Why are lasers more useful for cutting and similar tasks than non-coherent light? I'm working a lot with lasers the last few years, and trying to understand the basics. So some of what I say next may be wrong or partially correct - if I find that out, that will be valuable.
As I understand it, a laser is a light source (these days it might well be a diode) where the frequency and phase of the light is coherent. If you use suitable optics, you can then make a parallel beam which can then be focused onto a spot. If the spot is small enough and the power high enough, that beam can then be used for applications such as cutting, basically because it heats the surface it falls on to very high temperatures.
My question is this : couldn't you do the same thing with (for instance) a high power LED? You can certainly have a fairly narrow band of frequencies from a non-laser, if that makes optics design easier. So why, then, do we favour lasers for this kind of application? Why do we prefer the light to also be phase-coherent?

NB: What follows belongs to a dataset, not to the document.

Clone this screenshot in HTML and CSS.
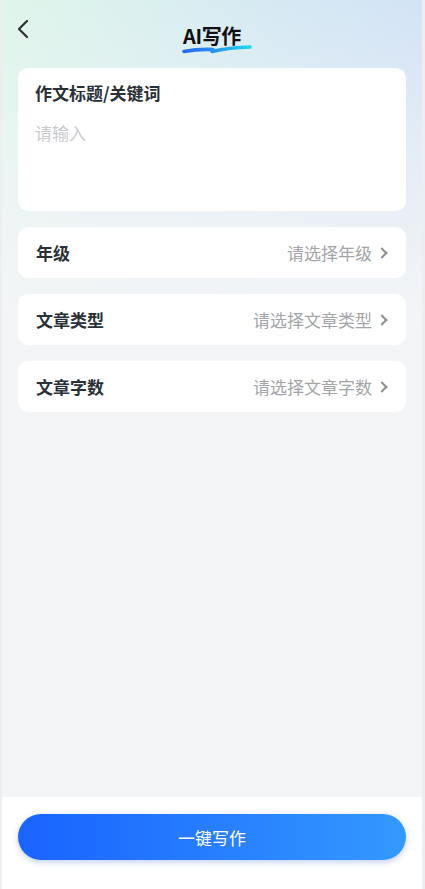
FILE: index.html
```html
<!DOCTYPE html>
<html lang="zh-CN">
<head>
<meta charset="UTF-8">
<meta name="viewport" content="width=device-width, initial-scale=1.0">
<title>AI写作</title>
<link rel="stylesheet" href="styles.css">
</head>
<body>
<div class="page">
<header class="topbar">
<svg class="back" width="14" height="20" viewBox="0 0 14 20"><polyline points="11,2 3,10 11,18" fill="none" stroke="#2b3035" stroke-width="2.2" stroke-linecap="round" stroke-linejoin="round"/></svg>
<div class="title">
<span>AI写作</span>
<svg class="underline" width="76" height="10" viewBox="0 0 76 10">
<defs><linearGradient id="ul" x1="0" x2="1" y1="0" y2="0"><stop offset="0" stop-color="#2a66f0"/><stop offset="0.5" stop-color="#2598f0"/><stop offset="1" stop-color="#1ed6f0"/></linearGradient></defs>
<path d="M5 7.5 Q18 5 34 5.5 L33 7.5 Q50 3.5 71 3" fill="none" stroke="url(#ul)" stroke-width="3.6" stroke-linecap="round" stroke-linejoin="round"/>
</svg>
</div>
</header>

<main class="content">
<section class="card topic">
<h2>作文标题/关键词</h2>
<p class="placeholder">请输入</p>
</section>
<div class="card row"><span class="label">年级</span><span class="pick">请选择年级<i class="arrow"></i></span></div>
<div class="card row"><span class="label">文章类型</span><span class="pick">请选择文章类型<i class="arrow"></i></span></div>
<div class="card row"><span class="label">文章字数</span><span class="pick">请选择文章字数<i class="arrow"></i></span></div>
</main>

<footer class="bottom">
<button class="write">一键写作</button>
</footer>
</div>
</body>
</html>
```

FILE: styles.css
```css
*{margin:0;padding:0;box-sizing:border-box;}
html,body{height:100%;background:#eceef0;font-family:"Noto Sans CJK SC","Noto Sans",sans-serif;}
.page{margin:0 3px 0 2px;min-height:889px;display:flex;flex-direction:column;
 background:linear-gradient(to bottom,rgba(244,245,247,0) 0,rgba(244,245,247,0.6) 170px,#f4f5f7 330px),linear-gradient(100deg,#dff6ea 0%,#d6eaf3 45%,#cfdcf9 100%);
 background-color:#f4f5f7;}
.topbar{height:68px;position:relative;display:flex;justify-content:center;}
.back{position:absolute;left:14px;top:19px;}
.title{position:relative;margin-top:21px;height:34px;}
.title span{font-size:20px;font-weight:700;color:#111;letter-spacing:-0.4px;line-height:30px;display:block;position:relative;z-index:1;}
.underline{position:absolute;left:-4px;top:23px;z-index:0;}
.content{padding:0 16px;display:flex;flex-direction:column;gap:16px;}
.card{background:#fff;border-radius:10px;}
.topic{height:143px;padding:13px 17px;}
.topic h2{font-size:17px;font-weight:700;color:#2a3037;line-height:24px;}
.placeholder{margin-top:16px;font-size:17px;color:#c9cbcf;line-height:24px;}
.row{height:51px;padding:0 17px 0 18px;display:flex;align-items:center;justify-content:space-between;}
.label{font-size:17px;font-weight:700;color:#2a3037;}
.pick{font-size:17px;color:#a3a5a9;display:flex;align-items:center;}
.arrow{display:inline-block;width:8px;height:8px;border-top:2.4px solid #8e9095;border-right:2.4px solid #8e9095;transform:rotate(45deg);margin-left:6px;margin-right:3px;}
.bottom{margin-top:auto;background:#fff;height:92px;padding:17px 16px 0;}
.write{width:100%;height:46px;border:none;border-radius:23px;background:linear-gradient(90deg,#1a63ff,#3399ff);color:#fff;font-size:17px;font-family:inherit;box-shadow:0 2px 6px rgba(40,90,200,0.3);}
```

 A: Laser light has an important property: it's initially (in the cavity) very well collimated. If the exit aperture of the cavity is large enough, then the beam remains collimated, which makes it easy to focus it to a very small spot (on the order of wavelength). If the aperture is so small that beam diverges considerably, this means that the aperture has the size on the order of wavelength, which makes the light source basically point-like. Such a beam can be collimated easily, and the resulting collimated beam can be focused* to a spot with size similar to that of the aperture.
An incoherent light source, OTOH, is usually much larger than wavelength of light it emits. The result is that, due to conservation of étendue, such light can't be focused to a spot smaller than the size of the light source, and thus its power density can't compete with that of a laser of similar power output.

*Of course you don't have to first collimate and then focus, this can be done in one step by correct placement of the lens.
A: The acronym LASER is short for "light amplification by stimulated emission of radiation". The stimulation part is important, because this way we are able to obtain high energy densities. In contrast to a light bulb or a LED, the laser beam is also rather directional. This enables us to focus the beam onto "small" spot sizes. Thereby the energy density increases further.
As Jon Custer already pointed out, the coherence is not really that important. A $CO_2$ laser is not particular coherent. However, it efficiently uses the available power and transfers it into the laser modes -- all high power lasers must by multi-mode, because the population inversion factor can't be larger than $1/2$.